> _MATERIAL_
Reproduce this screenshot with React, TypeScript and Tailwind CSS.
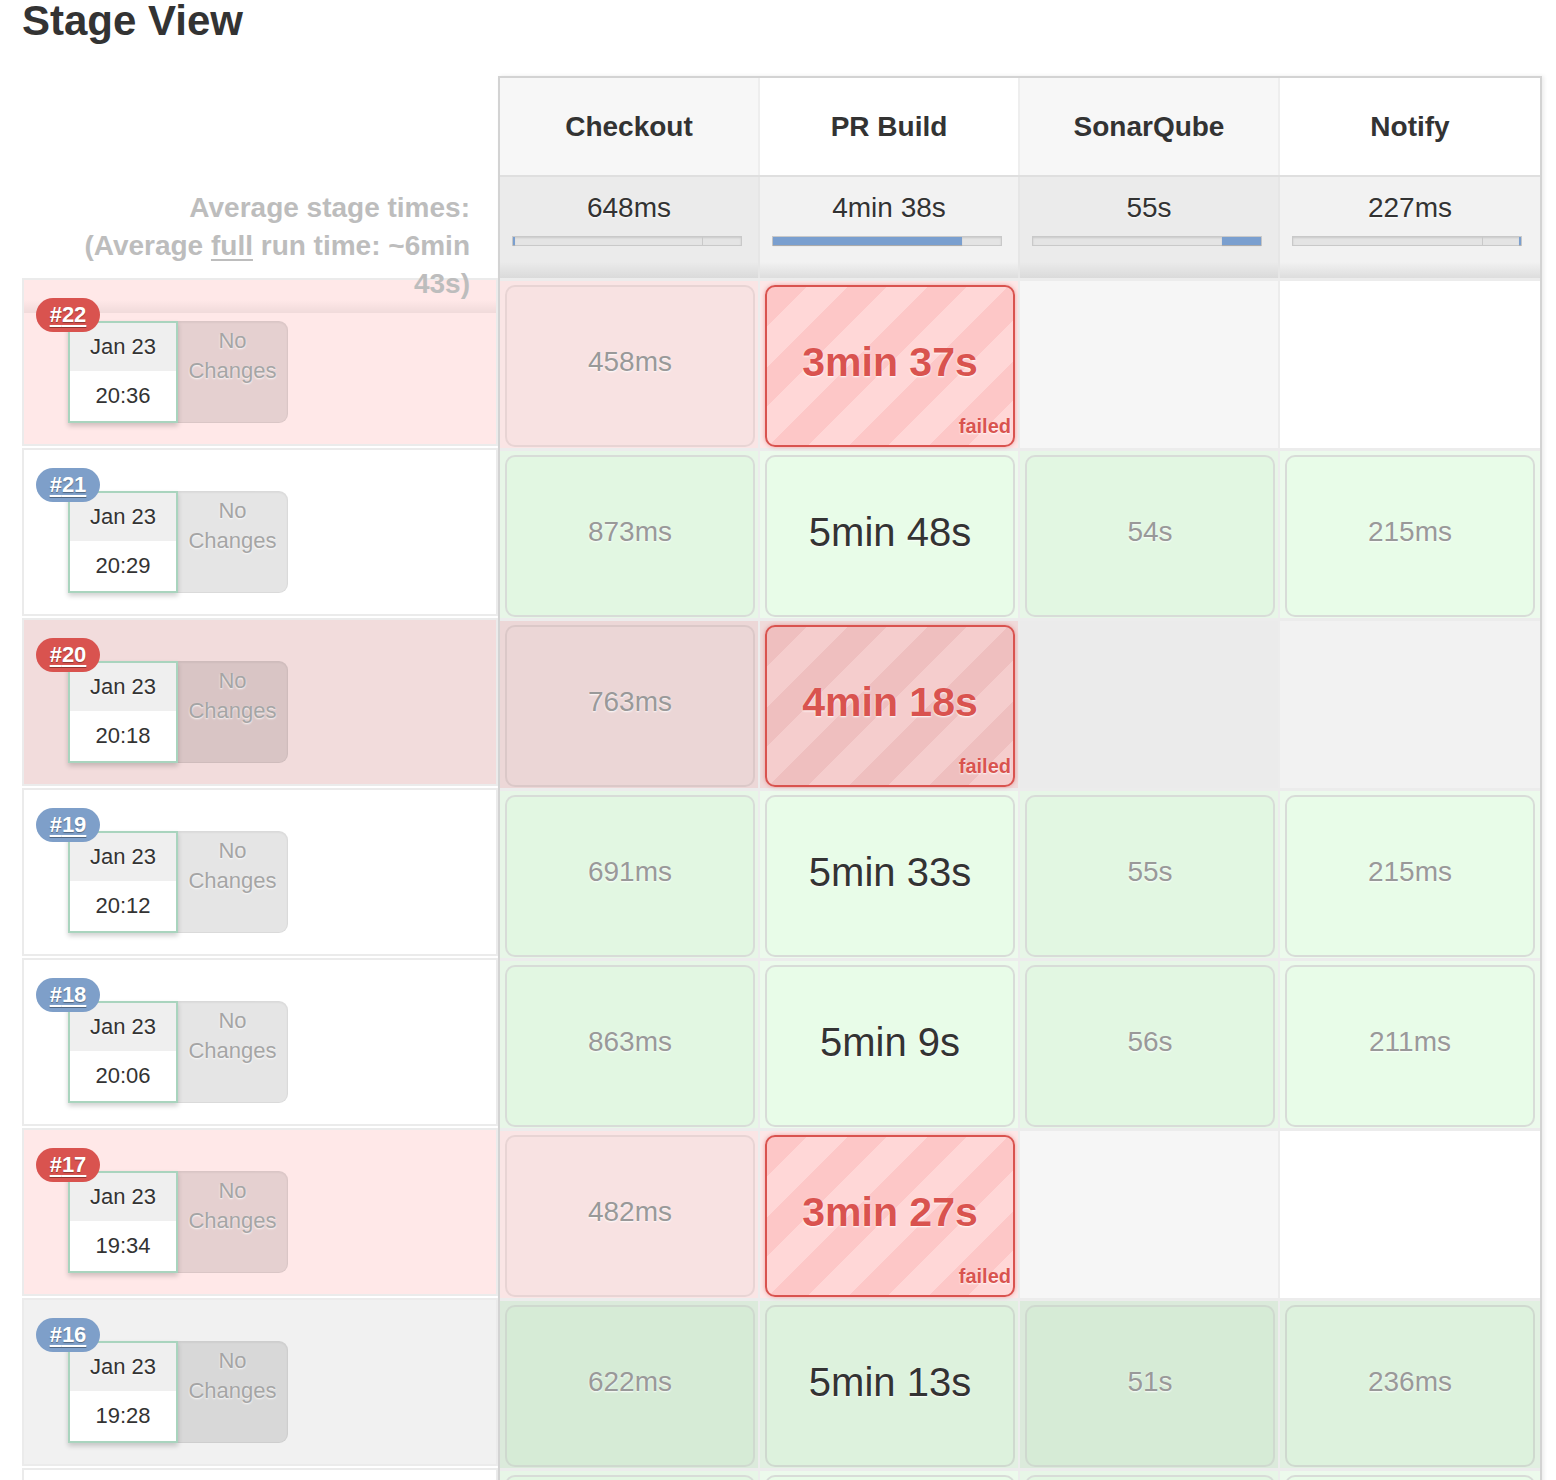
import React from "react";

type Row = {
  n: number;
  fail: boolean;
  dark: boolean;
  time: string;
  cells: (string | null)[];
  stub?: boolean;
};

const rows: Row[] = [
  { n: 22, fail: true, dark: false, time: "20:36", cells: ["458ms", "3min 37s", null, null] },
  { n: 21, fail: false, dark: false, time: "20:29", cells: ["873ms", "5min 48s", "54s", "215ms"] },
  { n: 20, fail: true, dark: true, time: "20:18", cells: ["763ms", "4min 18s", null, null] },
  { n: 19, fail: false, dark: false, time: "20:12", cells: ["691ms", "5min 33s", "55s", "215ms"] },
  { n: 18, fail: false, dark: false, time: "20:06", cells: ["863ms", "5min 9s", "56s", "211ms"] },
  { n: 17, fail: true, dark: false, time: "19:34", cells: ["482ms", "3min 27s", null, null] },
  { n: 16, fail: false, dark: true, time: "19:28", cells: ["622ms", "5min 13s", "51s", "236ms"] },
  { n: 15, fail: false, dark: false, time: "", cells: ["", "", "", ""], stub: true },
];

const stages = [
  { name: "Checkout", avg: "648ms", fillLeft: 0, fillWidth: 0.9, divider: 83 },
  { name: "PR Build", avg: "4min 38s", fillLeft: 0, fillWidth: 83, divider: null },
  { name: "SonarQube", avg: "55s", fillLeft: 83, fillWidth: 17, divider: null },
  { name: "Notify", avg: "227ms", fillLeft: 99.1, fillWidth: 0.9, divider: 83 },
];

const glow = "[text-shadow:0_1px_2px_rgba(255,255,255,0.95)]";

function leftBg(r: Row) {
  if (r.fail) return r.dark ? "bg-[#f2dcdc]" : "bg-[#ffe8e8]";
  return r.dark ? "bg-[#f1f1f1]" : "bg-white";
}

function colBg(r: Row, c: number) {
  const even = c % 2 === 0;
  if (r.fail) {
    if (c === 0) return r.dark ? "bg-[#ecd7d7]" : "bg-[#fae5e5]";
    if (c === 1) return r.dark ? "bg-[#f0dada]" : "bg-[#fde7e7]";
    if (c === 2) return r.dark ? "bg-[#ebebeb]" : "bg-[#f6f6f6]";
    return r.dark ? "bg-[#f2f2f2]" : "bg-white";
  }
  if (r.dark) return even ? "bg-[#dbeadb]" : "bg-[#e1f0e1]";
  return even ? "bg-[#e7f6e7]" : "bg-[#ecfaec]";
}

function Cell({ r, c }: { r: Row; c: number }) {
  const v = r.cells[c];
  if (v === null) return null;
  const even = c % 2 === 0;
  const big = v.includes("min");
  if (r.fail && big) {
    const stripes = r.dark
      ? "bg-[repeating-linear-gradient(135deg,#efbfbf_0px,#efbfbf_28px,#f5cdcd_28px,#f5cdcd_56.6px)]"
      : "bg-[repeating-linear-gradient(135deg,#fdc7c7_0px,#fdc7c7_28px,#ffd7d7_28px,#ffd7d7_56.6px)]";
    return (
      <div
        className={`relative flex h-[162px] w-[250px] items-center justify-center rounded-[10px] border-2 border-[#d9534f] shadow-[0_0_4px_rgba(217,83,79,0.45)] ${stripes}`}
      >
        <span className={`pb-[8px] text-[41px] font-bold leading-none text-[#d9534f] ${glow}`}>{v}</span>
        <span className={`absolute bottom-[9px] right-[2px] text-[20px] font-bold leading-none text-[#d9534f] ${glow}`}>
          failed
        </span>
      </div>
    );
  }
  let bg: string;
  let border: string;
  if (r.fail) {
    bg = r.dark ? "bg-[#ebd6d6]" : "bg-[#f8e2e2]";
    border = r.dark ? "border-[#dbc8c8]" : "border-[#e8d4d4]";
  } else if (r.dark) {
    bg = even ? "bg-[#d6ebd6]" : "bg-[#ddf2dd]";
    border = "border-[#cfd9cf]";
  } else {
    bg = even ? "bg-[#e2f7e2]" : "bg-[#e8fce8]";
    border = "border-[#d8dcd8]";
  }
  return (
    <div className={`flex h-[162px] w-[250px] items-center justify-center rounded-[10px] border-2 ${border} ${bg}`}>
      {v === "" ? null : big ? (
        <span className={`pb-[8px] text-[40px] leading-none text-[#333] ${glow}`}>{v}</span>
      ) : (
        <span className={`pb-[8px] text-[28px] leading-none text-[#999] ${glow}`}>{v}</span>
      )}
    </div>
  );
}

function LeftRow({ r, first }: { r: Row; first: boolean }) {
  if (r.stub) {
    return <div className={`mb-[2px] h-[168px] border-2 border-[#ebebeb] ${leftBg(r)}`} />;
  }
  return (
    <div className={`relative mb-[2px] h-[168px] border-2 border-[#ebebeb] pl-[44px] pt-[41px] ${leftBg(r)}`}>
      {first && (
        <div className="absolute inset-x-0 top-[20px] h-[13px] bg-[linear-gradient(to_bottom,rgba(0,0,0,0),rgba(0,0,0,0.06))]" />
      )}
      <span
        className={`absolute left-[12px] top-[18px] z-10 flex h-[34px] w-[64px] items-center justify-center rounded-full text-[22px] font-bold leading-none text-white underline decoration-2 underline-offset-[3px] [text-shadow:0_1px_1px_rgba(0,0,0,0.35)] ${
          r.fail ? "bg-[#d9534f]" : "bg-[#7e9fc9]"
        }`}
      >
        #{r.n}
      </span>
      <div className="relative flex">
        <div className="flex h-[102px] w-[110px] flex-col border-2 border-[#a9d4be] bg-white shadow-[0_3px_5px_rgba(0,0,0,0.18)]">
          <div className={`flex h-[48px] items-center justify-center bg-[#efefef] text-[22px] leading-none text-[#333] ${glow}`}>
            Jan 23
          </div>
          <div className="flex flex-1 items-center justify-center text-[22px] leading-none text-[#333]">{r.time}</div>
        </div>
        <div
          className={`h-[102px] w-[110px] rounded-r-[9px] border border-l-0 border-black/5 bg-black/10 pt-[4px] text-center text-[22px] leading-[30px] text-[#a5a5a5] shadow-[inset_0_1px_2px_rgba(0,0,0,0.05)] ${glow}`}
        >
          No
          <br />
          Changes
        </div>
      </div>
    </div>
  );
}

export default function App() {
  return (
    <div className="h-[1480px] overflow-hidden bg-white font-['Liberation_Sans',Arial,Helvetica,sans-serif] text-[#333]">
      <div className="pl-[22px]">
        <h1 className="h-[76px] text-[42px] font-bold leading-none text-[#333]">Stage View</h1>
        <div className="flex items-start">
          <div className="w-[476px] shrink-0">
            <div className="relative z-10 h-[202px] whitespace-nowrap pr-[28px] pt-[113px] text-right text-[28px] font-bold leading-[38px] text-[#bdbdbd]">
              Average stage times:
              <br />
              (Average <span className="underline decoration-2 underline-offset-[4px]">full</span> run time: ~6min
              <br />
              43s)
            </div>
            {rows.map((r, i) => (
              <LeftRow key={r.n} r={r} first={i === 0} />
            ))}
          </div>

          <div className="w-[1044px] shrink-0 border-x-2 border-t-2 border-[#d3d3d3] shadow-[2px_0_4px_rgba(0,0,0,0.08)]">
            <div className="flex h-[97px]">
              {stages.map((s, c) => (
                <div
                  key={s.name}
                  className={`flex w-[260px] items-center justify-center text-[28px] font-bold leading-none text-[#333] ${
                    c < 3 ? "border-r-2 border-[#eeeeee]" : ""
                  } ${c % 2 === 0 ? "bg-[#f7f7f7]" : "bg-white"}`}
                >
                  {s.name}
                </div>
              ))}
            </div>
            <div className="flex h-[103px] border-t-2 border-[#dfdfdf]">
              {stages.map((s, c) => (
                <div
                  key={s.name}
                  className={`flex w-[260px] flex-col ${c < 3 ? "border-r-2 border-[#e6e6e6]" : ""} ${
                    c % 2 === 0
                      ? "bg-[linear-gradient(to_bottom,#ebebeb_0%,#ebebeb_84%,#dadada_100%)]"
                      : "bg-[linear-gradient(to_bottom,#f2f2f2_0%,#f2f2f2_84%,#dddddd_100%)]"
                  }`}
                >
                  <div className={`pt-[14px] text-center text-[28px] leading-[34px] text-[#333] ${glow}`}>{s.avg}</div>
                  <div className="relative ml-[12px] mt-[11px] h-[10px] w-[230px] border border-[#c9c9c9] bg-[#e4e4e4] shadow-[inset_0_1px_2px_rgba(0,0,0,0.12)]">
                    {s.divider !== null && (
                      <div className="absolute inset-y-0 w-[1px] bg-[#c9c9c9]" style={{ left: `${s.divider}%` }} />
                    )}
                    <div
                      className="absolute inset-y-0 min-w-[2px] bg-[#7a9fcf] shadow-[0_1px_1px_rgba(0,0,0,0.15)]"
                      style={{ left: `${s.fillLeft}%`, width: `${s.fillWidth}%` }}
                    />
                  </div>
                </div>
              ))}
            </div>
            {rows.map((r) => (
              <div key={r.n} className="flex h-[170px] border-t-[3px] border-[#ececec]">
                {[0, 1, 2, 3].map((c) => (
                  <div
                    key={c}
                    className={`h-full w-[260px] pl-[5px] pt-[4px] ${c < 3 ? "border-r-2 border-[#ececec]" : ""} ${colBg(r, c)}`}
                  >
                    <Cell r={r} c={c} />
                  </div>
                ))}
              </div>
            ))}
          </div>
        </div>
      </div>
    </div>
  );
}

> _STATED EXERCISE_
Scan the material above. Copy each line where "React" occurs.

> _RESPONSE TO THIS TASK_
Reproduce this screenshot with React, TypeScript and Tailwind CSS.
import React from "react";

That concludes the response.